## Data extract

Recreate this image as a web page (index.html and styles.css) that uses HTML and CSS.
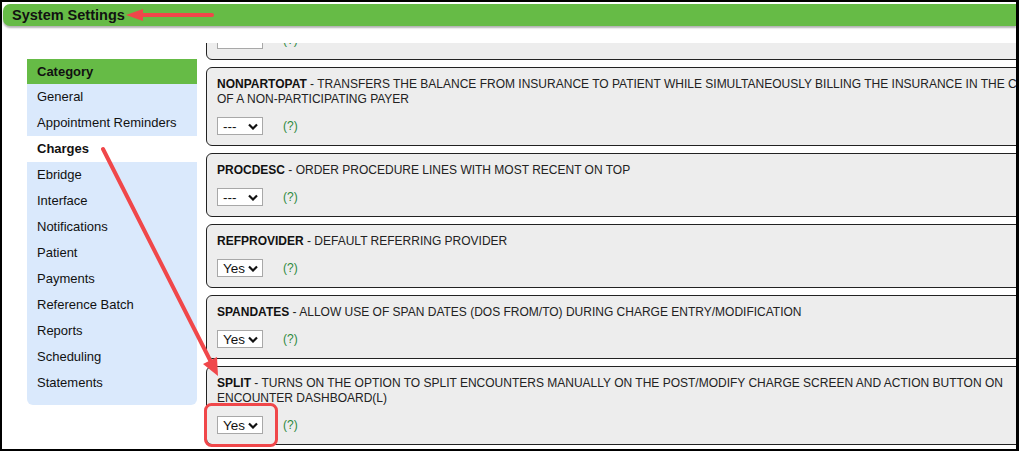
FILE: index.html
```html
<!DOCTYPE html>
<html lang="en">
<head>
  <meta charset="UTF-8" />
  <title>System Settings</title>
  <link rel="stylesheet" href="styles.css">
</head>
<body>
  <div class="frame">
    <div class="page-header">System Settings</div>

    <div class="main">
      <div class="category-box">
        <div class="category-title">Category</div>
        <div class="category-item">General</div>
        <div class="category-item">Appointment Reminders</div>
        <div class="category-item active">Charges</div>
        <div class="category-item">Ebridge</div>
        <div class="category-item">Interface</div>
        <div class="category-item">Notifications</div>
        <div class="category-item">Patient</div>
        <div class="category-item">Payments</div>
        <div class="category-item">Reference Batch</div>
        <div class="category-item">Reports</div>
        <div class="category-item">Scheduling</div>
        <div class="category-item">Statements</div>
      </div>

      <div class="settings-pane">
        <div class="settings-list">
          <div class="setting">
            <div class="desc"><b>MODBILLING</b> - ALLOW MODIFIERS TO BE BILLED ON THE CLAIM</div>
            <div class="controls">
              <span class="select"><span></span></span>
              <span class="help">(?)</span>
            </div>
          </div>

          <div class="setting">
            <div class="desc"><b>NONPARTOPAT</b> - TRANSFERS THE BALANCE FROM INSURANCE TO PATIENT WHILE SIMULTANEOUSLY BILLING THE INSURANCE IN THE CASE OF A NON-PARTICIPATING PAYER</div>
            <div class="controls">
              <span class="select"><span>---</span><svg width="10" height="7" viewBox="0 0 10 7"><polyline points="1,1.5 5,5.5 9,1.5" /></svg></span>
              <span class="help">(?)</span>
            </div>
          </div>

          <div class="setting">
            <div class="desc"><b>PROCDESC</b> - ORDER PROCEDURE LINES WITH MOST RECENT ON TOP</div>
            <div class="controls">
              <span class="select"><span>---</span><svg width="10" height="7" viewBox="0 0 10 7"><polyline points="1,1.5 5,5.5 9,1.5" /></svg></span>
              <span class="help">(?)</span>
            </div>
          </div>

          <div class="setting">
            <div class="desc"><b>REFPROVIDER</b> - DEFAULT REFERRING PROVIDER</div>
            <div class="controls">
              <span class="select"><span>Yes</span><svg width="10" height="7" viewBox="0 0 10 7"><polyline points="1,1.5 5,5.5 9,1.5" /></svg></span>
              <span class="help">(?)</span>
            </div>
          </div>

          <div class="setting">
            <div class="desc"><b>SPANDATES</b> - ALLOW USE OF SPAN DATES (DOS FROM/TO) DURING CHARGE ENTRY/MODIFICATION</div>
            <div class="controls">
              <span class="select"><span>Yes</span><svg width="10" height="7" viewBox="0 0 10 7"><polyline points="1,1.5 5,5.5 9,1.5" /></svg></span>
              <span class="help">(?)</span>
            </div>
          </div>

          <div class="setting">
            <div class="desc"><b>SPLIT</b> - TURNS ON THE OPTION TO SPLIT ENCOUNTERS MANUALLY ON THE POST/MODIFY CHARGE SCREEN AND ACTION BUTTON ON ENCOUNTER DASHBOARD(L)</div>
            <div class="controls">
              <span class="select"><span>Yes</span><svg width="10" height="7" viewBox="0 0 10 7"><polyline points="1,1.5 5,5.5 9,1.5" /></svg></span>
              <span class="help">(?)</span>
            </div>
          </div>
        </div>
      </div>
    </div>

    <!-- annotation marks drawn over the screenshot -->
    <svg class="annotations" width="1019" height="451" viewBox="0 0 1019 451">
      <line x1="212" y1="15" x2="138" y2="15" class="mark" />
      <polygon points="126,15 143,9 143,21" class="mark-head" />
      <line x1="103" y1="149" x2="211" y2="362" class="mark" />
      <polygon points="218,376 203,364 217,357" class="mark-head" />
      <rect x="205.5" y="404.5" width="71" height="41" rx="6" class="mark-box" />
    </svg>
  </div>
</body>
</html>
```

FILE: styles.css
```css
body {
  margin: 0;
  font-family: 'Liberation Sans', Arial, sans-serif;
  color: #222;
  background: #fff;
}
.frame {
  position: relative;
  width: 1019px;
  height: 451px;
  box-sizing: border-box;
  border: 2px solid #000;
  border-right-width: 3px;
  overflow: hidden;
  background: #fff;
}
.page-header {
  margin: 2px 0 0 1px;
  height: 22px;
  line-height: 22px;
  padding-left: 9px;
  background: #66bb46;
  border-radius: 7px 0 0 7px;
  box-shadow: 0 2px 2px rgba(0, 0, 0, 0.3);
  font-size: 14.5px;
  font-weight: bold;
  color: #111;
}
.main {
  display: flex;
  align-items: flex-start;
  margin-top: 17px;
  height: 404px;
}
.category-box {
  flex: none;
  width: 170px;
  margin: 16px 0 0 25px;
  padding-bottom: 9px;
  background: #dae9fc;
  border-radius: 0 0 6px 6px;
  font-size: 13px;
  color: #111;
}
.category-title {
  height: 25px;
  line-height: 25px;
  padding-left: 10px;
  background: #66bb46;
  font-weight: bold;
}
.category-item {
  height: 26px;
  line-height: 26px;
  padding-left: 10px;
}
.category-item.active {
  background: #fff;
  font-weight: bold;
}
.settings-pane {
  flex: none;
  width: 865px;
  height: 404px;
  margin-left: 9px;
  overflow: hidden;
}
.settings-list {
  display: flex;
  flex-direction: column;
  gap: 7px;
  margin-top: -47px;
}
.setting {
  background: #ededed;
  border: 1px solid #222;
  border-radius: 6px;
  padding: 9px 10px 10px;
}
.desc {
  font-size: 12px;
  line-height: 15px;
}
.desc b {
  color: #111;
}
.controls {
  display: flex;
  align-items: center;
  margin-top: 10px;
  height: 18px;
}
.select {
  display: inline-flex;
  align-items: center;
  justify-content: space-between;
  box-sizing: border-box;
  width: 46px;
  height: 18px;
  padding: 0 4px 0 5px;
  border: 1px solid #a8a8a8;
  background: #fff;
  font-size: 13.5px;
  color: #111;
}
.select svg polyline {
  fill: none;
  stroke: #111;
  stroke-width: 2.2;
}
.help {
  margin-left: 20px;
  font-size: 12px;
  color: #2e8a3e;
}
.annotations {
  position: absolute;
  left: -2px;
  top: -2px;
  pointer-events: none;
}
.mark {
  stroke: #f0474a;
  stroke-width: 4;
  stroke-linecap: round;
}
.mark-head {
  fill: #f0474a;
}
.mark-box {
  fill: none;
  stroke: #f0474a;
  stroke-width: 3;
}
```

## Work instructions
Repeat the data exactly, dropping every picture it holds.

## Written solution
Recreate this image as a web page (index.html and styles.css) that uses HTML and CSS.
FILE: index.html
```html
<!DOCTYPE html>
<html lang="en">
<head>
  <meta charset="UTF-8" />
  <title>System Settings</title>
  <link rel="stylesheet" href="styles.css">
</head>
<body>
  <div class="frame">
    <div class="page-header">System Settings</div>

    <div class="main">
      <div class="category-box">
        <div class="category-title">Category</div>
        <div class="category-item">General</div>
        <div class="category-item">Appointment Reminders</div>
        <div class="category-item active">Charges</div>
        <div class="category-item">Ebridge</div>
        <div class="category-item">Interface</div>
        <div class="category-item">Notifications</div>
        <div class="category-item">Patient</div>
        <div class="category-item">Payments</div>
        <div class="category-item">Reference Batch</div>
        <div class="category-item">Reports</div>
        <div class="category-item">Scheduling</div>
        <div class="category-item">Statements</div>
      </div>

      <div class="settings-pane">
        <div class="settings-list">
          <div class="setting">
            <div class="desc"><b>MODBILLING</b> - ALLOW MODIFIERS TO BE BILLED ON THE CLAIM</div>
            <div class="controls">
              <span class="select"><span></span></span>
              <span class="help">(?)</span>
            </div>
          </div>

          <div class="setting">
            <div class="desc"><b>NONPARTOPAT</b> - TRANSFERS THE BALANCE FROM INSURANCE TO PATIENT WHILE SIMULTANEOUSLY BILLING THE INSURANCE IN THE CASE OF A NON-PARTICIPATING PAYER</div>
            <div class="controls">
              <span class="select"><span>---</span><svg width="10" height="7" viewBox="0 0 10 7"><polyline points="1,1.5 5,5.5 9,1.5" /></svg></span>
              <span class="help">(?)</span>
            </div>
          </div>

          <div class="setting">
            <div class="desc"><b>PROCDESC</b> - ORDER PROCEDURE LINES WITH MOST RECENT ON TOP</div>
            <div class="controls">
              <span class="select"><span>---</span><svg width="10" height="7" viewBox="0 0 10 7"><polyline points="1,1.5 5,5.5 9,1.5" /></svg></span>
              <span class="help">(?)</span>
            </div>
          </div>

          <div class="setting">
            <div class="desc"><b>REFPROVIDER</b> - DEFAULT REFERRING PROVIDER</div>
            <div class="controls">
              <span class="select"><span>Yes</span><svg width="10" height="7" viewBox="0 0 10 7"><polyline points="1,1.5 5,5.5 9,1.5" /></svg></span>
              <span class="help">(?)</span>
            </div>
          </div>

          <div class="setting">
            <div class="desc"><b>SPANDATES</b> - ALLOW USE OF SPAN DATES (DOS FROM/TO) DURING CHARGE ENTRY/MODIFICATION</div>
            <div class="controls">
              <span class="select"><span>Yes</span><svg width="10" height="7" viewBox="0 0 10 7"><polyline points="1,1.5 5,5.5 9,1.5" /></svg></span>
              <span class="help">(?)</span>
            </div>
          </div>

          <div class="setting">
            <div class="desc"><b>SPLIT</b> - TURNS ON THE OPTION TO SPLIT ENCOUNTERS MANUALLY ON THE POST/MODIFY CHARGE SCREEN AND ACTION BUTTON ON ENCOUNTER DASHBOARD(L)</div>
            <div class="controls">
              <span class="select"><span>Yes</span><svg width="10" height="7" viewBox="0 0 10 7"><polyline points="1,1.5 5,5.5 9,1.5" /></svg></span>
              <span class="help">(?)</span>
            </div>
          </div>
        </div>
      </div>
    </div>

    <!-- annotation marks drawn over the screenshot -->
    <svg class="annotations" width="1019" height="451" viewBox="0 0 1019 451">
      <line x1="212" y1="15" x2="138" y2="15" class="mark" />
      <polygon points="126,15 143,9 143,21" class="mark-head" />
      <line x1="103" y1="149" x2="211" y2="362" class="mark" />
      <polygon points="218,376 203,364 217,357" class="mark-head" />
      <rect x="205.5" y="404.5" width="71" height="41" rx="6" class="mark-box" />
    </svg>
  </div>
</body>
</html>
```

FILE: styles.css
```css
body {
  margin: 0;
  font-family: 'Liberation Sans', Arial, sans-serif;
  color: #222;
  background: #fff;
}
.frame {
  position: relative;
  width: 1019px;
  height: 451px;
  box-sizing: border-box;
  border: 2px solid #000;
  border-right-width: 3px;
  overflow: hidden;
  background: #fff;
}
.page-header {
  margin: 2px 0 0 1px;
  height: 22px;
  line-height: 22px;
  padding-left: 9px;
  background: #66bb46;
  border-radius: 7px 0 0 7px;
  box-shadow: 0 2px 2px rgba(0, 0, 0, 0.3);
  font-size: 14.5px;
  font-weight: bold;
  color: #111;
}
.main {
  display: flex;
  align-items: flex-start;
  margin-top: 17px;
  height: 404px;
}
.category-box {
  flex: none;
  width: 170px;
  margin: 16px 0 0 25px;
  padding-bottom: 9px;
  background: #dae9fc;
  border-radius: 0 0 6px 6px;
  font-size: 13px;
  color: #111;
}
.category-title {
  height: 25px;
  line-height: 25px;
  padding-left: 10px;
  background: #66bb46;
  font-weight: bold;
}
.category-item {
  height: 26px;
  line-height: 26px;
  padding-left: 10px;
}
.category-item.active {
  background: #fff;
  font-weight: bold;
}
.settings-pane {
  flex: none;
  width: 865px;
  height: 404px;
  margin-left: 9px;
  overflow: hidden;
}
.settings-list {
  display: flex;
  flex-direction: column;
  gap: 7px;
  margin-top: -47px;
}
.setting {
  background: #ededed;
  border: 1px solid #222;
  border-radius: 6px;
  padding: 9px 10px 10px;
}
.desc {
  font-size: 12px;
  line-height: 15px;
}
.desc b {
  color: #111;
}
.controls {
  display: flex;
  align-items: center;
  margin-top: 10px;
  height: 18px;
}
.select {
  display: inline-flex;
  align-items: center;
  justify-content: space-between;
  box-sizing: border-box;
  width: 46px;
  height: 18px;
  padding: 0 4px 0 5px;
  border: 1px solid #a8a8a8;
  background: #fff;
  font-size: 13.5px;
  color: #111;
}
.select svg polyline {
  fill: none;
  stroke: #111;
  stroke-width: 2.2;
}
.help {
  margin-left: 20px;
  font-size: 12px;
  color: #2e8a3e;
}
.annotations {
  position: absolute;
  left: -2px;
  top: -2px;
  pointer-events: none;
}
.mark {
  stroke: #f0474a;
  stroke-width: 4;
  stroke-linecap: round;
}
.mark-head {
  fill: #f0474a;
}
.mark-box {
  fill: none;
  stroke: #f0474a;
  stroke-width: 3;
}
```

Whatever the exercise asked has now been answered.